Русская критика (Кокшенёва) - страница 7

Примечания

1. Статья помещена в кн.: Кожинов В. В. Размышления о русской литературе. М., 1981. С. 17–62. (Далее страницы при цитировании статьи будут даны в тексте). Мы оставляем за рамками нашего внимания некоторые иные проблемы, поднимаемые автором. В частности, тему евразийства, являющуюся, с точки зрения В.В.Кожинова, частью проблемы «духовного своеобразия России»; мы также не рассматриваем религиозных взглядов Чаадаева, хотя ученый и говорит о них, подчеркивая, что «Чаадаев ценил, так сказать, высокую разработанность католической идеологии (в сравнении с православной), а вовсе не ее конкретную духовную сущность» (С. 21–22).

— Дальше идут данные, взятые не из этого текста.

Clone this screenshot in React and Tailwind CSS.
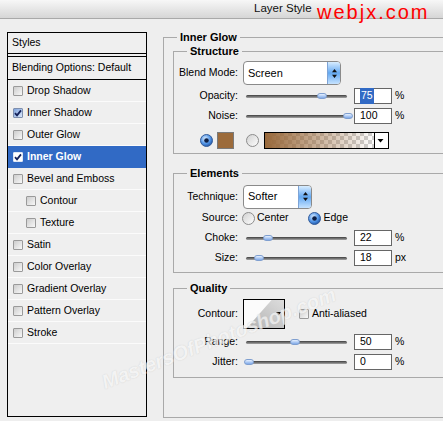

Нам ближе позиция современного петербургского философа Н.П. Ильина, полагающего религиозные воззрения Чаадаева предшествующими так называемой «религиозной философии» Вл. Соловьева. Ильин пишет: «В области «практической» философии (не отдающей ясного отчета в своих метафизических основаниях) прямым предшественником Вл. С. Соловьева (1853–1900) был, конечно, Чаадаев (1794–1856), «историософскую» схему которого Соловьев только «потенцировал» ad absurdum в своей «Русской идее» (обойдя имя Чаадаева молчанием)». (См. Ильин Н.П. Трагедия русской философии. Ч. I. От личины к лицу. СПб, 2003. С. 14.).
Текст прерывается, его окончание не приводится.